The lecture is part of the talk series MY ENERGY within the core course Architecture of Territory: Territorial Design in Histories, Theories and Projects.

CONCEPT AND REALISATION
Chair of Architecture and Territorial Planning, ETH Zurich Department of Architecture
Prof. Milica Topalović
Dr. Nazlı Tümerdem

VIDEO RECORDING AND EDITING
Qianer Zhu

GRAPHIC DESIGN
Goda Budvytyte

BOOK BINDING
Michiel Gieben

This lecture series sets up an agenda for widening the disciplinary field of architecture and urbanism from their focus on the city, or the urban in the narrow sense, to wider territorial scales, which correspond to the increasing scales of contemporary urbanisation. It discusses the concepts of territory and urbanisation, and their implications for the work of architects and urbanists.

MY ENERGY
Within the theme My Energy, the four guest speakers engaged in fields ranging from energy humanities and feminist political ecology to urban history and urban design, will approach the notions such as energy transition, decarbonisation, genealogy of energy, and urban microclimates.

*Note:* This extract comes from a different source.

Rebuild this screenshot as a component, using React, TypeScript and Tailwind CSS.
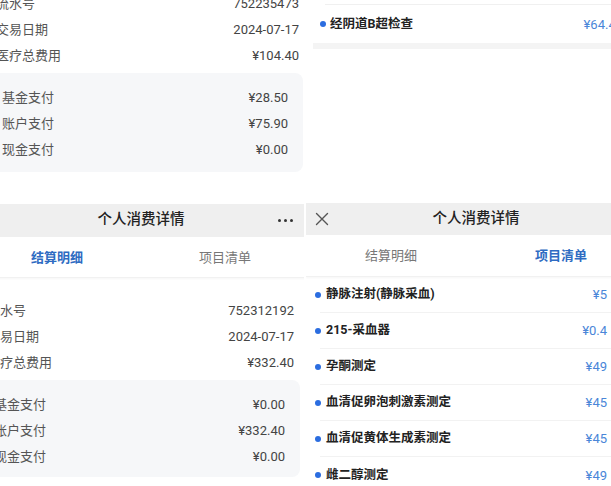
import React from "react";

const FONT = { fontFamily: "Roboto, 'Noto Sans CJK SC', 'Noto Sans', sans-serif" };

function Row({ label, value, h = "h-[26px]" }: { label: string; value: string; h?: string }) {
  return (
    <div className={`${h} flex items-center justify-between text-[13px] leading-none`}>
      <span className="text-[#555]">{label}</span>
      <span className="text-[#444]">{value}</span>
    </div>
  );
}

function Header({ left, right }: { left?: React.ReactNode; right?: React.ReactNode }) {
  return (
    <div className="relative h-full bg-[#efefef] flex items-center justify-center">
      {left}
      <span className="text-[14.5px] font-medium text-[#222] leading-none">个人消费详情</span>
      {right}
    </div>
  );
}

function Tabs({ active }: { active: 0 | 1 }) {
  const on = "text-[#2e6bc2] font-semibold";
  const off = "text-[#777]";
  return (
    <div className="h-full grid grid-cols-2 items-center text-[13px] leading-none border-b border-[#f1f1f1] shadow-[0_1px_2px_rgba(0,0,0,0.04)]">
      <span className={`text-center ${active === 0 ? on : off}`}>结算明细</span>
      <span className={`text-center ${active === 1 ? on : off}`}>项目清单</span>
    </div>
  );
}

function Item({ name, value, last }: { name: string; value: string; last?: boolean }) {
  return (
    <div className={`h-[36px] ml-[14px] flex items-center justify-between pr-[39px] ${last ? "" : "border-b border-[#f2f2f2]"}`}>
      <div className="flex items-center ml-[-5px]">
        <span className="w-[6px] h-[6px] rounded-full bg-[#2b6de0]" />
        <span className="ml-[5px] text-[12.5px] font-bold text-[#222] leading-none">{name}</span>
      </div>
      <span className="text-[13px] text-[#4a86d8] leading-none">{value}</span>
    </div>
  );
}

export default function App() {
  return (
    <div style={FONT} className="w-[611px] h-[486px] overflow-hidden bg-white grid grid-cols-[304px_305px] grid-rows-[200px_286px] gap-x-[2px]">
      {/* top-left */}
      <div className="overflow-hidden">
        <div className="ml-[-4px] mr-[5px] mt-[-10px]">
          <Row label="流水号" value="752235473" />
          <Row label="交易日期" value="2024-07-17" />
          <Row label="医疗总费用" value="¥104.40" />
          <div className="mt-[5px] ml-[-4px] mr-[-4px] bg-[#f6f7f9] rounded-lg pt-[11px] pb-[10px] pl-[10px] pr-[15px]">
            <Row label="基金支付" value="¥28.50" />
            <Row label="账户支付" value="¥75.90" />
            <Row label="现金支付" value="¥0.00" />
          </div>
        </div>
      </div>

      {/* top-right */}
      <div className="overflow-hidden">
        <div className="ml-[7px] mr-[-20px]">
          <div className="h-[5px] ml-[12px] border-b border-[#f0f0f0]" />
          <div className="h-[38px] flex items-center justify-between pl-[7px] pr-[8px]">
            <div className="flex items-center">
              <span className="w-[6px] h-[6px] rounded-full bg-[#2b6de0]" />
              <span className="ml-[4px] text-[12.5px] font-bold text-[#222] leading-none">经阴道B超检查</span>
            </div>
            <span className="text-[13px] text-[#4a86d8] leading-none">¥64.40</span>
          </div>
          <div className="h-[6px] bg-[#f4f4f4]" />
        </div>
      </div>

      {/* bottom-left */}
      <div className="overflow-hidden">
        <div className="w-[336px] ml-[-27px] pt-[4px]">
          <div className="h-[33px]">
            <Header
              right={
                <span className="absolute right-[16px] flex items-center gap-[3px]">
                  <span className="w-[3px] h-[3px] rounded-full bg-[#333]" />
                  <span className="w-[3px] h-[3px] rounded-full bg-[#333]" />
                  <span className="w-[3px] h-[3px] rounded-full bg-[#333]" />
                </span>
              }
            />
          </div>
          <div className="h-[41px]">
            <Tabs active={0} />
          </div>
          <div className="pl-[14px] pr-[15px] mt-[19px]">
            <Row label="流水号" value="752312192" />
            <Row label="交易日期" value="2024-07-17" />
            <Row label="医疗总费用" value="¥332.40" />
          </div>
          <div className="mt-[5px] ml-[10px] mr-[9px] bg-[#f6f7f9] rounded-lg pt-[11px] pb-[8px] pl-[11px] pr-[15px]">
            <Row label="基金支付" value="¥0.00" />
            <Row label="账户支付" value="¥332.40" />
            <Row label="现金支付" value="¥0.00" />
          </div>
        </div>
      </div>

      {/* bottom-right */}
      <div className="overflow-hidden">
        <div className="w-[340px] pt-[3px]">
          <div className="h-[32px]">
            <Header
              left={
                <svg className="absolute left-[9px]" width="14" height="14" viewBox="0 0 14 14" fill="none" stroke="#555" strokeWidth="1.4" strokeLinecap="round">
                  <path d="M1.5 1.5 L12.5 12.5 M12.5 1.5 L1.5 12.5" />
                </svg>
              }
            />
          </div>
          <div className="h-[42px]">
            <Tabs active={1} />
          </div>
          <Item name="静脉注射(静脉采血)" value="¥5" />
          <Item name="215-采血器" value="¥0.4" />
          <Item name="孕酮测定" value="¥49" />
          <Item name="血清促卵泡刺激素测定" value="¥45" />
          <Item name="血清促黄体生成素测定" value="¥45" />
          <Item name="雌二醇测定" value="¥49" last />
        </div>
      </div>
    </div>
  );
}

The course will enable students to critically discuss concepts of territory and urbanisation. It will invite students to revisit the history of architects’ work engaging with the problematic of urbanising territories and territorial organisation. The goal is to motivate and equip students to engage with territory in the present day and age, by setting out our contemporary urban agenda. The lectures are animated by a series of visual and conceptual exercises, usually on A4 sheets of paper. All original student contributions will be collected and bound together, creating a unique book-object. Some of the exercises are graded and count as proof of completion.